Thursday, 21 July 2022 10:27

Janes, The

janes

THE JANES

 

US, 2022, 101 minutes, Colour.

Directed by Tis Lessin, Emma Pildes.

 

A documentary about the status of abortion, moral and legal, in the United States from the late 1960s to the early 1970s and the Supreme Court decision, Roe vs Wade.

Over the almost 50 years since that Supreme Court decision, there has been a change of attitude towards abortion in the United States. While there are still many earnest men and women who are Pro-Life, anti-abortion, there is still more who are pro-abortion and have taken a stance Pro-Choice.

This is a film that needs to be seen by those who take both stances. It will reinforce the Pro-abortion stances, taken on moral grounds, especially Christian and biblical grounds. But, the film shows a group of American women in Chicago who were moved by the number of young women especially who were pregnant and did not want to go through with the pregnancy. A group gathered, took the anonymous name, Jane, when they answered the phone, had meetings with the women, took them to the place of abortion, ensured that the situation was physically safe and hygienic. The film also highlights the nature of the “backyard abortions” of the time, the callous attitudes of some abortionists, some who are of sexual predators, and a kind of abortion industry set up by Mafia types.

The film contains a significant number of talking heads, of so many of the women remembering almost 50 years on. And, there are a lot of photos of the women when they were young, footage when they were active, protesting. In their senior years, they are a group of very serious, quite dignified, earnest women who believed firmly in what they were doing at the time.

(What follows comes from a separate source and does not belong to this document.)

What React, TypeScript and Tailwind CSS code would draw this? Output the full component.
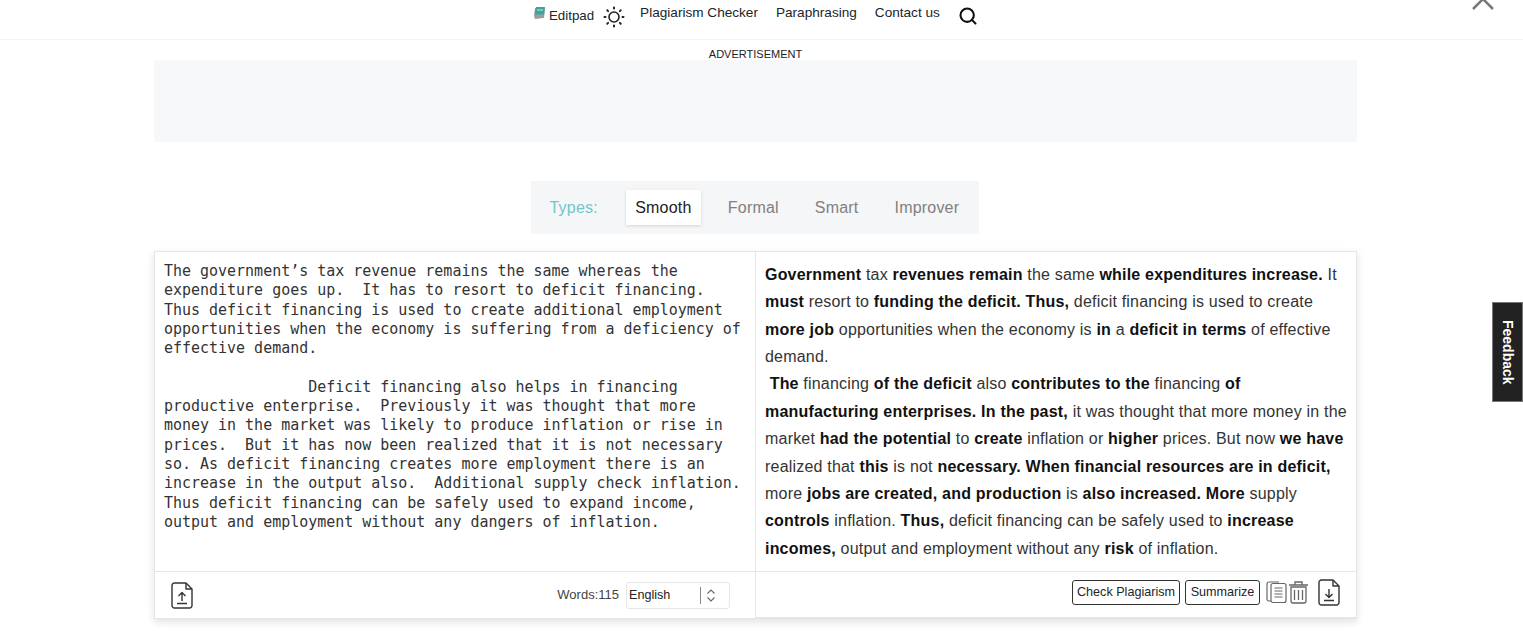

Because abortion was illegal, they were always in danger of being followed and, at the end of the film, there is a powerful sequence when, in fact, police did follow them and found the women, both abortionists and pregnant women, arrested them and put them in jail, along with the local prisoners for the night, especially the Street walkers of Chicago. Eventually they got legal help from a powerful lawyer who had worked for the Black Panthers. It is still a sobering experience as the women look back. (There is also an interview with a police officer at the time who reflects on his own attitudes and behaviour.)

Which means then that this is a scene in epic and historical document which ever stand one takes – and a reminder that when the stands becomes an ideology there is a danger that there is no possibility for dialogue or mutual understanding.

The film took on more significance because of the time that it was released on American television, the Supreme Court overturned the Roe vs Wade past decision leading to a great deal of legal chaos, antagonism, protests (even around the world), meaning that any abortion became illegal in a significant number of states, remained illegal in other states where women could travel.

While the intentions of the filmmakers might have been to go back into the past, they were clearly not anticipating the 2022 Supreme Court overturning of the legislation.